The future of Canadian banking stands at a critical crossroads as industry titans gathered last week in Toronto to debate a transformation that could fundamentally alter how Canadians manage their financial lives. The Open Banking Implementation Working Group summit brought together over 300 financial leaders, with tensions running high between established banks and fintech innovators over how – and how quickly – to move forward with open banking reforms.
“We’re not just talking about a technical change to financial systems,” said Abraham Tachjian, Canada’s Open Banking Lead. “We’re discussing a complete reimagining of financial services that puts consumers back in control of their data.” Tachjian’s comments set the tone for a day of spirited exchanges between traditional institutions advocating caution and newcomers pushing for rapid change.
The summit revealed sharp divides in implementation approaches. Major banks emphasized security concerns and the complexity of integrating new systems with legacy infrastructure. Meanwhile, fintech representatives pointed to successful open banking models in the UK and Australia, where consumers now enjoy seamless account aggregation, simplified lending processes, and more competitive financial products.

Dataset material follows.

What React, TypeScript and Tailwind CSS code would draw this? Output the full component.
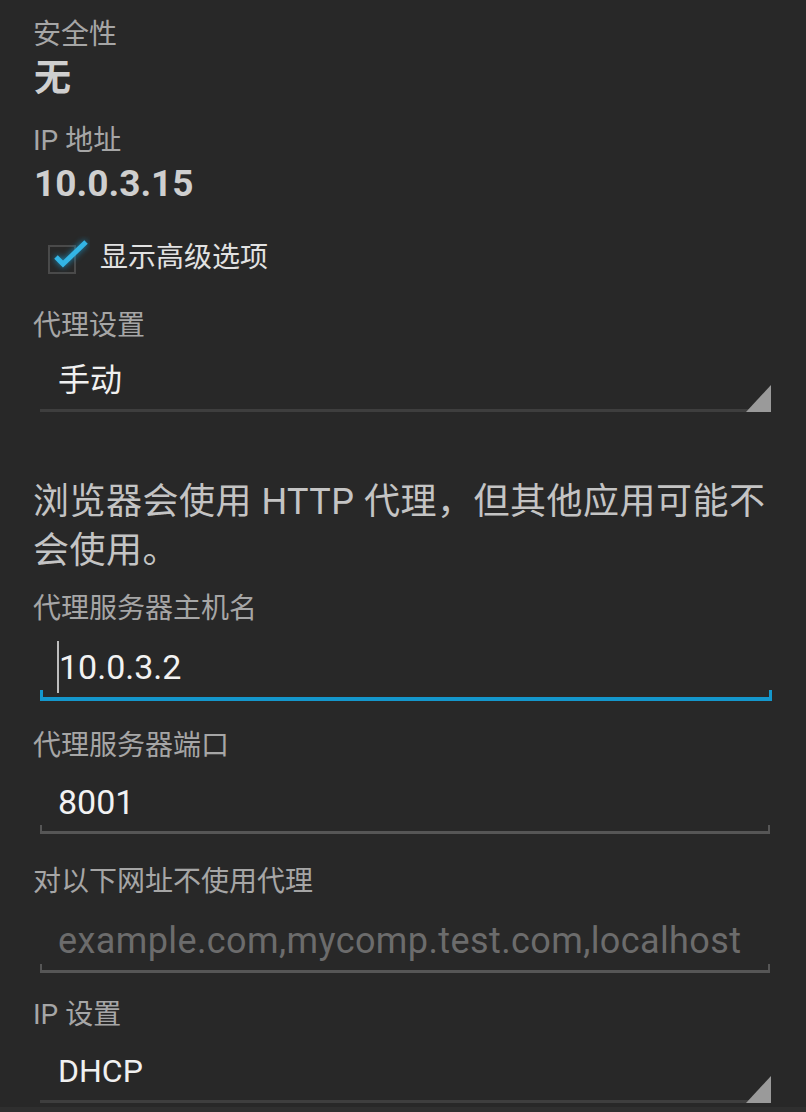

Financial data suggests the stakes couldn’t be higher. A recent PwC analysis estimates open banking could add $7.5 billion annually to Canada’s GDP within five years of implementation, with benefits flowing primarily to consumers through enhanced competition and service innovation. Yet Canada lags significantly behind 33 jurisdictions worldwide that have already enacted open banking frameworks.
The consumer impact dominated discussions. “Right now, Canadians face a fragmented financial experience,” noted Sarah Wilson, CEO of Canadian fintech Portl. “They’re forced to share banking credentials insecurely, face obstacles when switching providers, and struggle to get comprehensive views of their finances. Open banking solves these fundamental problems.”
Security emerged as the central point of contention. Traditional banks argued for extended implementation timelines to ensure robust safeguards, while critics countered that delays only perpetuate less secure screen-scraping practices currently used by millions of Canadians accessing third-party financial services.
The Department of Finance representatives confirmed their commitment to launching Canada’s first open banking regulations by 2025, though questions remain about scope and enforcement mechanisms. The working group’s immediate focus has shifted to establishing technical standards, consent frameworks, and liability models before year-end.
For everyday Canadians, the summit’s outcomes will eventually translate to practical improvements: the ability to easily switch financial providers, access better interest rates through instant comparison tools, and authorize selective data sharing without compromising security.
As discussions continue behind closed doors, one certainty emerged from the summit – Canada’s financial landscape is poised for its most significant transformation in decades. The only remaining questions are how quickly it will happen and which institutions will lead the change.
The coming months will prove decisive as regulators finalize implementation details and financial institutions position themselves for a new era of consumer-controlled banking. For Canadians frustrated with the status quo, that future can’t arrive soon enough.